Marc Polonsky wrote about the same feeling:

http://www.insidersview.info/theseed.htm

Pretty amazing. I had to read Marc's version to recapture the exact feeling.

"The one thing I remember distinctly about my first full day at the Seed was that the morning rap was on "conning." It was a horrifying and awakening experience for me because when people stood up and said things like "I thought I could con the Seed by just saying everything they wanted me to," I realized that the Seed was after a very different, more fundamental kind of change than I had thought. I was scared."

"But for some reason, the only point on which I did not eventually give way to Stan was that I was happy before I came to the Seed. This was enough to enrage him. He would demand, "What about those nights when you lied awake in bed, wishing things were different somehow because you knew you just didn't feel right?" and I would reply that there had been no such nights. And he would tell me what an asshole I was, and so on. It was in fact this very argument that, on the night before I was finally allowed to go home, led him to comment, "You've made some progress but you're not even in the same ballpark as being allowed to go home."

"But that progress I had made had already cost me dearly. I felt like I had betrayed my friends and my sister and that I was no longer the same person. Even if I were to be completely pulled off the program at that point, I could not go back to being the person I had been. I could no longer think clearly or reflect on things in the privacy of my own mind, the way I had used to. My mind was too cluttered and confused and reflexively frightened of being invaded. Stan [oldcomer]had always been asking, "What are you thinking?" when I had least expected it. This "What are you thinking?" ploy of Stan's had been very effective in breaking down my resistance and cutting me off from my internal resources."

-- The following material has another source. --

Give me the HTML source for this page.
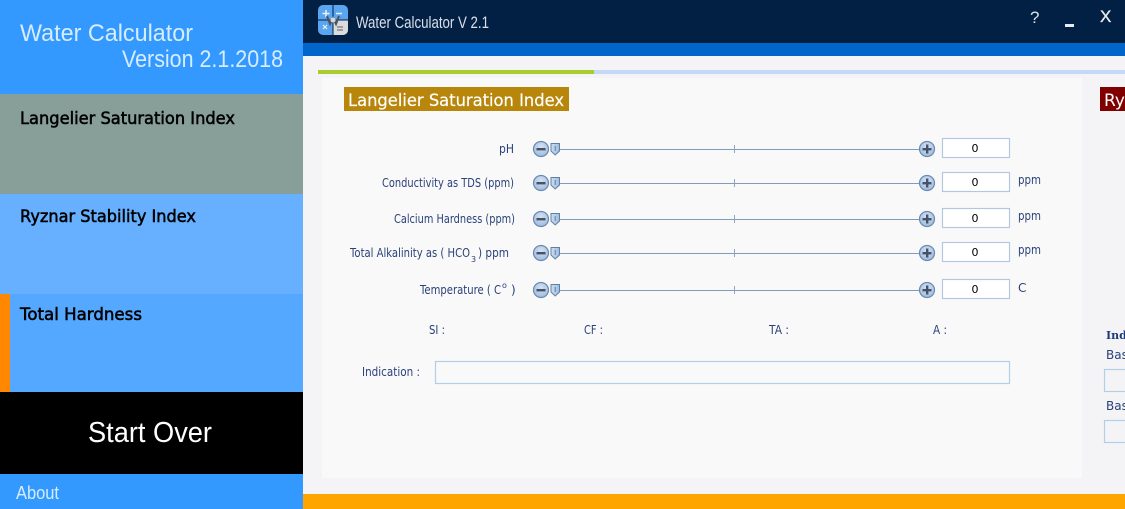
<!DOCTYPE html>
<html><head><meta charset="utf-8"><style>
html,body{margin:0;padding:0;width:1125px;height:509px;overflow:hidden;background:#f4f4f6}
svg{display:block}
.r{font-family:"DejaVu Sans","Liberation Sans",sans-serif}
.l{font-family:"Liberation Sans",sans-serif}
.d{font-family:"DejaVu Sans",sans-serif;font-size:12px;fill:#2a4278}
.m{font-family:"DejaVu Sans",sans-serif;font-size:11px;fill:#000;text-anchor:middle}
</style></head><body>
<svg width="1125" height="509" viewBox="0 0 1125 509" xmlns="http://www.w3.org/2000/svg">
<defs>
<radialGradient id="b" cx="50%" cy="35%" r="70%"><stop offset="0" stop-color="#d5e2f3"/><stop offset="1" stop-color="#9cb8da"/></radialGradient>
<linearGradient id="t" x1="0" y1="0" x2="1" y2="0"><stop offset="0" stop-color="#cfdff2"/><stop offset="1" stop-color="#9fbbdc"/></linearGradient>
<g id="row">
<line x1="559" y1="0.500" x2="921" y2="0.500" stroke="#7f9cbf" stroke-width="1"/>
<line x1="734.500" y1="-4" x2="734.500" y2="4" stroke="#8fa5c0" stroke-width="1"/>
<circle cx="541" cy="0" r="7.500" fill="url(#b)" stroke="#6a8ab2" stroke-width="1.200"/>
<rect x="536.500" y="-1" width="9" height="2.400" fill="#44536a"/>
<circle cx="927" cy="0" r="7.500" fill="url(#b)" stroke="#6a8ab2" stroke-width="1.200"/>
<rect x="922.500" y="-1" width="9" height="2.400" fill="#44536a"/>
<rect x="926" y="-4.500" width="2.400" height="9" fill="#44536a"/>
<path d="M551 -5.500H559.500V2L555.200 6L551 2Z" fill="url(#t)" stroke="#5f7fa8" stroke-width="1"/>
<line x1="555.200" y1="-3" x2="555.200" y2="2" stroke="#5f7fa8" stroke-width="1"/>
</g>
</defs>

<!-- sidebar -->
<rect x="0" y="0" width="303" height="94" fill="#3399ff"/>
<rect x="0" y="94" width="303" height="100" fill="#879e99"/>
<rect x="0" y="194" width="303" height="100" fill="#66b0ff"/>
<rect x="0" y="294" width="303" height="98" fill="#55a8ff"/>
<rect x="0" y="294" width="10" height="98" fill="#ff8800"/>
<rect x="0" y="392" width="303" height="82" fill="#000"/>
<rect x="0" y="474" width="303" height="35" fill="#3399ff"/>

<text class="l" x="20" y="41" font-size="24" fill="#d6ecff" textLength="173" lengthAdjust="spacingAndGlyphs">Water Calculator</text>
<text class="l" x="122" y="67" font-size="24" fill="#d6ecff" textLength="161" lengthAdjust="spacingAndGlyphs">Version 2.1.2018</text>
<text class="r" x="20" y="124" font-size="17" fill="#000" stroke="#000" stroke-width=".55" textLength="215" lengthAdjust="spacingAndGlyphs">Langelier Saturation Index</text>
<text class="r" x="20" y="222" font-size="17" fill="#000" stroke="#000" stroke-width=".55" textLength="176" lengthAdjust="spacingAndGlyphs">Ryznar Stability Index</text>
<text class="r" x="20" y="320" font-size="17" fill="#000" stroke="#000" stroke-width=".55" textLength="122" lengthAdjust="spacingAndGlyphs">Total Hardness</text>
<text class="l" x="88" y="442" font-size="29" fill="#fff" textLength="124" lengthAdjust="spacingAndGlyphs">Start Over</text>
<text class="l" x="16" y="499" font-size="18" fill="#d6ecff" textLength="43" lengthAdjust="spacingAndGlyphs">About</text>

<!-- top -->
<rect x="303" y="0" width="822" height="43" fill="#021f44"/>
<rect x="303" y="43" width="822" height="13" fill="#0066cc"/>
<rect x="303" y="56" width="822" height="438" fill="#f4f4f6"/>
<rect x="303" y="494" width="822" height="15" fill="#ffa500"/>
<rect x="318" y="70" width="276" height="4" fill="#a9cc2e"/>
<rect x="594" y="70" width="531" height="4" fill="#c3d9f5"/>
<rect x="322" y="78" width="760" height="400" fill="#f9f9fa"/>

<!-- app icon -->
<rect x="318" y="5" width="30" height="30" rx="5" fill="#5aa4f0"/>
<path d="M333 20H348V30a5 5 0 0 1-5 5H333Z" fill="#dcdcdc"/>
<line x1="333" y1="5" x2="333" y2="35" stroke="#021f44" stroke-width="1"/>
<line x1="318" y1="20" x2="348" y2="20" stroke="#021f44" stroke-width="1"/>
<path d="M322.500 13.500h7M326 10v7M336 13.500h6" stroke="#e8f2ff" stroke-width="1.500" fill="none"/>
<path d="M323 25l4 4M327 25l-4 4" stroke="#e8f2ff" stroke-width="1.200" fill="none"/>
<path d="M337 27h6M337 30h6" stroke="#8a8a8a" stroke-width="1.400" fill="none"/>
<path d="M327 16l3 8 3-6 3 6 3-8" stroke="#4a5560" stroke-width="2" fill="none"/>
<circle cx="333" cy="20" r="2.500" fill="#d8d8d8"/>

<text class="l" x="356" y="28" font-size="17" fill="#d8e0ea" textLength="133" lengthAdjust="spacingAndGlyphs">Water Calculator V 2.1</text>
<text class="l" x="1030" y="23" font-size="17" fill="#d8e0ea">?</text>
<rect x="1065" y="24" width="9" height="3" fill="#e8ecf2"/>
<text class="l" x="1100" y="22" font-size="17" fill="#e8ecf2" stroke="#e8ecf2" stroke-width=".3">X</text>

<!-- badges -->
<rect x="344" y="87" width="225" height="24" fill="#b8860b"/>
<text class="r" x="348" y="106" font-size="17" fill="#fff" stroke="#fff" stroke-width=".2" textLength="216" lengthAdjust="spacingAndGlyphs">Langelier Saturation Index</text>
<rect x="1100" y="87" width="25" height="24" fill="#800000"/>
<text class="r" x="1104" y="106" font-size="17" fill="#fff">Ryznar</text>

<!-- rows -->
<use href="#row" y="149"/>
<use href="#row" y="183"/>
<use href="#row" y="219"/>
<use href="#row" y="253"/>
<use href="#row" y="290"/>

<g fill="#fff" stroke="#b3c7de" stroke-width="1.200">
<rect x="942.500" y="138.500" width="67" height="19"/>
<rect x="942.500" y="172.500" width="67" height="19"/>
<rect x="942.500" y="208.500" width="67" height="19"/>
<rect x="942.500" y="242.500" width="67" height="19"/>
<rect x="942.500" y="279.500" width="67" height="19"/>
</g>
<text class="m" x="975" y="152">0</text>
<text class="m" x="975" y="186">0</text>
<text class="m" x="975" y="222">0</text>
<text class="m" x="975" y="256">0</text>
<text class="m" x="975" y="293">0</text>

<text class="d" x="499" y="153" textLength="15" lengthAdjust="spacingAndGlyphs">pH</text>
<text class="d" x="382" y="187" textLength="132" lengthAdjust="spacingAndGlyphs">Conductivity as TDS (ppm)</text>
<text class="d" x="394" y="223" textLength="121" lengthAdjust="spacingAndGlyphs">Calcium Hardness (ppm)</text>
<text class="d" x="350" y="257" textLength="120" lengthAdjust="spacingAndGlyphs">Total Alkalinity as ( HCO</text>
<text class="d" x="471" y="262" style="font-size:8px">3</text>
<text class="d" x="478" y="257" textLength="31" lengthAdjust="spacingAndGlyphs">) ppm</text>
<text class="d" x="420" y="294" textLength="81" lengthAdjust="spacingAndGlyphs">Temperature ( C</text>
<text class="d" x="502" y="288" style="font-size:8px">o</text>
<text class="d" x="511" y="294">)</text>

<text class="d" x="1018" y="184" textLength="23" lengthAdjust="spacingAndGlyphs">ppm</text>
<text class="d" x="1018" y="220" textLength="23" lengthAdjust="spacingAndGlyphs">ppm</text>
<text class="d" x="1018" y="254" textLength="23" lengthAdjust="spacingAndGlyphs">ppm</text>
<text class="d" x="1018" y="292">C</text>

<text class="d" x="429" y="334" textLength="16" lengthAdjust="spacingAndGlyphs">SI :</text>
<text class="d" x="584" y="334" textLength="19" lengthAdjust="spacingAndGlyphs">CF :</text>
<text class="d" x="769" y="334" textLength="20" lengthAdjust="spacingAndGlyphs">TA :</text>
<text class="d" x="933" y="334" textLength="14" lengthAdjust="spacingAndGlyphs">A :</text>

<text class="d" x="362" y="376" textLength="58" lengthAdjust="spacingAndGlyphs">Indication :</text>
<rect x="435.500" y="361.500" width="574" height="22" fill="#f9f9fa" stroke="#b3cfe8" stroke-width="1.200"/>

<!-- right clipped panel -->
<text x="1106" y="339" font-family="'DejaVu Serif','Liberation Serif',serif" font-size="11" font-weight="bold" fill="#1f3a78">Indication</text>
<text class="d" x="1106" y="359">Base</text>
<rect x="1104.500" y="369.500" width="40" height="22" fill="#f4f4f6" stroke="#b3cfe8" stroke-width="1.200"/>
<text class="d" x="1106" y="410">Base</text>
<rect x="1104.500" y="420.500" width="40" height="22" fill="#f4f4f6" stroke="#b3cfe8" stroke-width="1.200"/>
</svg>
</body></html>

"It took me well over a decade to understand what had happened to me, what the Seed had done to my psyche, and what I'd done to myself while I was in the Seed. I strongly suspect that my internal process was very similar to that of many other Seedlings, though I cannot speak for others.

In a nutshell, the Seed forced me to "mean things that were not true." Under the combined pressures of sleep deprivation, lack of privacy, and constant haranguing both at the Seed and in Stan's charge, I eventually, with my words, betrayed everything that was sacred to me at that time in my life. I felt that if my friends on the outside still had any good feelings for me, then I no longer deserved them.

The obvious question, though, is why did I have to mean it? Why couldn't I simply say what I was being forced to say, but hold the words more lightly? Why couldn't I, or anyone else for that matter, simply "con" the Seed?"

"The strategy I believe most Seedlings adopted (including me) was to try and persuade themselves that the Seed had to be right. Maintaining a consistent lie, a conscious subterfuge, under such stressful conditions was a tall order for an unsophisticated young teenager. Also, I saw other Seedlings getting "busted" for conning right and left in the group. (I have no idea how many of those accused of conning were actually deliberately conning, any more or less than the rest of us.)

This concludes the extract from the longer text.